Era el segundo intento en la historia de las clases subalternas en el capitalismo, de llegar al poder por vías pacíficas y democráticas. El primero fue en Hungría cuando, en marzo de 1919, los herederos del imperio Austro-Húngaro entregaron el poder de manera pacífica a los sóviets húngaros (sin echar un tiro). Pero la coalición de las burguesías imperialistas con su intervención militar, liquidó en agosto el experimento y “ahogó en sangre a la criatura bolchevique en su cuna”, como lo reclamaba Winston Churchill, gerifalte del imperio y la burguesía británica. Era un problema de negocios: es decir, un asunto de clase.
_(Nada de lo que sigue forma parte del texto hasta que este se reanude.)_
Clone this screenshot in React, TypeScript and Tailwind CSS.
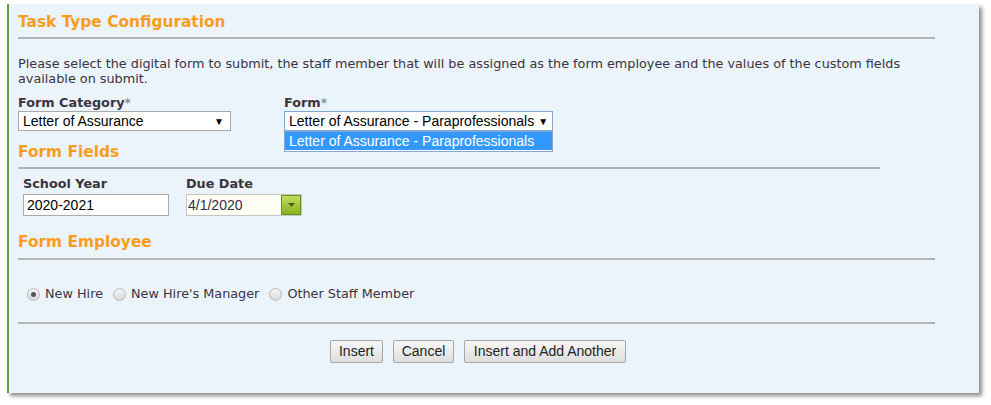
import React from 'react';

const verdana = { fontFamily: '"DejaVu Sans", Verdana, sans-serif' };
const arial = { fontFamily: '"Liberation Sans", Arial, sans-serif' };

function Heading({ children }: { children: React.ReactNode }) {
  return (
    <div className="h-[20px] text-[15.4px] leading-[20px] font-bold text-[#f99d1c]">{children}</div>
  );
}

function Rule({ width }: { width: string }) {
  return <div className={`h-[2px] bg-[#b4b4b4] ${width}`} />;
}

function Radio({ checked, label }: { checked?: boolean; label: string }) {
  return (
    <label className="flex items-center gap-[5px] mr-[10px]">
      <span className="w-[13px] h-[13px] rounded-full border border-[#b9b9b9] bg-gradient-to-b from-[#f4f4f4] to-[#d9d9d9] flex items-center justify-center">
        {checked && <span className="w-[5px] h-[5px] rounded-full bg-[#555]" />}
      </span>
      <span>{label}</span>
    </label>
  );
}

function Select({ value, width, focused }: { value: string; width: string; focused?: boolean }) {
  return (
    <div
      className={`h-[20px] ${width} bg-white flex items-center justify-between pl-[4px] pr-[6px] text-[14px] text-black whitespace-nowrap border ${
        focused ? 'border-[#7fa7d6]' : 'border-[#a9a9a9]'
      }`}
      style={arial}
    >
      <span>{value}</span>
      <span className="text-[10px] ml-[4px]">▼</span>
    </div>
  );
}

function Button({ children, width }: { children: React.ReactNode; width: string }) {
  return (
    <button
      className={`h-[23px] ${width} border border-[#a6a6a6] rounded-[2px] bg-gradient-to-b from-[#f7f7f7] to-[#dedede] text-[14px] text-[#222]`}
      style={arial}
    >
      {children}
    </button>
  );
}

export default function App() {
  return (
    <div className="w-[991px] h-[405px] bg-white pt-[4px] pl-[7px]" style={verdana}>
      <div className="w-[972px] h-[389px] bg-[#ebf3fb] border-l-2 border-[#6e9b3f] shadow-[3px_3px_4px_rgba(0,0,0,0.45)] pl-[9px] pt-[8px] text-[#3b3340]">
        <Heading>Task Type Configuration</Heading>
        <div className="mt-[5px]">
          <Rule width="w-[917px]" />
        </div>
        <p className="mt-[17px] text-[12.8px] leading-[15px] w-[917px]">
          Please select the digital form to submit, the staff member that will be assigned as the form employee and the values of the custom fields available on submit.
        </p>

        <div className="flex mt-[10px] text-[12.8px]">
          <div className="w-[266px]">
            <div className="h-[14px] leading-[14px] font-bold">
              Form Category<span className="font-normal text-[#777]">*</span>
            </div>
            <div className="mt-[1px]">
              <Select value="Letter of Assurance" width="w-[213px]" />
            </div>
          </div>
          <div className="relative">
            <div className="h-[14px] leading-[14px] font-bold">
              Form<span className="font-normal text-[#777]">*</span>
            </div>
            <div className="mt-[1px]">
              <Select value="Letter of Assurance - Paraprofessionals" width="w-[269px]" focused />
            </div>
            <div className="absolute left-0 top-[35px] w-[269px] h-[21px] bg-white border border-[#8aa8cc] z-10" style={arial}>
              <div className="h-[18px] bg-[#3399ff] text-white text-[14px] leading-[18px] pl-[4px] whitespace-nowrap">
                Letter of Assurance - Paraprofessionals
              </div>
            </div>
          </div>
        </div>

        <div className="mt-[11px]">
          <Heading>Form Fields</Heading>
        </div>
        <div className="mt-[5px]">
          <Rule width="w-[862px]" />
        </div>

        <div className="flex mt-[8px] pl-[5px] text-[12.8px]">
          <div className="w-[163px]">
            <div className="h-[14px] leading-[14px] font-bold">School Year</div>
            <div className="mt-[3px] w-[146px] h-[22px] bg-white border border-[#a9a9a9] flex items-center pl-[3px] text-[14px] text-black" style={arial}>
              2020-2021
            </div>
          </div>
          <div>
            <div className="h-[14px] leading-[14px] font-bold">Due Date</div>
            <div className="mt-[3px] flex w-[116px] h-[22px] border border-[#c5c5c5] bg-[#fffff4]">
              <div className="flex-1 flex items-center pl-[1px] text-[14px] text-[#3a2a4a]" style={arial}>
                4/1/2020
              </div>
              <div className="w-[20px] h-full border border-[#6d8f1c] bg-gradient-to-b from-[#c3dd5d] to-[#86b11f] flex items-center justify-center">
                <svg width="7" height="4" viewBox="0 0 7 4">
                  <path d="M0 0h7L3.5 4z" fill="#4a5a20" />
                </svg>
              </div>
            </div>
          </div>
        </div>

        <div className="mt-[16px]">
          <Heading>Form Employee</Heading>
        </div>
        <div className="mt-[6px]">
          <Rule width="w-[917px]" />
        </div>

        <div className="flex items-center mt-[27px] ml-[9px] text-[12.8px] h-[14px]">
          <Radio checked label="New Hire" />
          <Radio label="New Hire's Manager" />
          <Radio label="Other Staff Member" />
        </div>

        <div className="mt-[21px]">
          <Rule width="w-[917px]" />
        </div>

        <div className="flex justify-center gap-[10px] mt-[16px] w-[917px] pl-[3px]">
          <Button width="w-[53px]">Insert</Button>
          <Button width="w-[61px]">Cancel</Button>
          <Button width="w-[162px]">Insert and Add Another</Button>
        </div>
      </div>
    </div>
  );
}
El tercer experimento de revolución pacífica, civilista, democrática, de acceso al poder por vías legales es el de Venezuela. Son veinte años de poder bolivariano, que ha creado una nueva legalidad –por eso no hay fusilamientos ni guillotina−, y por eso mismo la legalidad y legitimidad creadas con la revolución son normas de obligatorio cumplimiento, que hacen recordar la famosa frase de Engels: “La legalidad os mata. ¡Disparad primero, señores burgueses!”.
Los medios de Colombia, esos plumíferos que cual canalla genuflexa apoyan una agresión militar yanqui, de la mano del lacayo Duque, deberían reflexionar en unas cuantas cosas, y no ocultar lo de la financiación de las drogas y las mafias, por ejemplo. No olvidar que, por lo menos en supuesto, los medios y sus miembros proclaman unas libertades −tan iguales como la de la información−: la de la autodeterminación, la autonomía y la soberanía.
Viendo que ahora el grupo Gilinski es dueño de otro de los grandes medios, solo nos queda rogar que haya periodistas, verdaderos pendolarios, que antepongan su ética a su paga. Aunque ello sea un asunto de clase.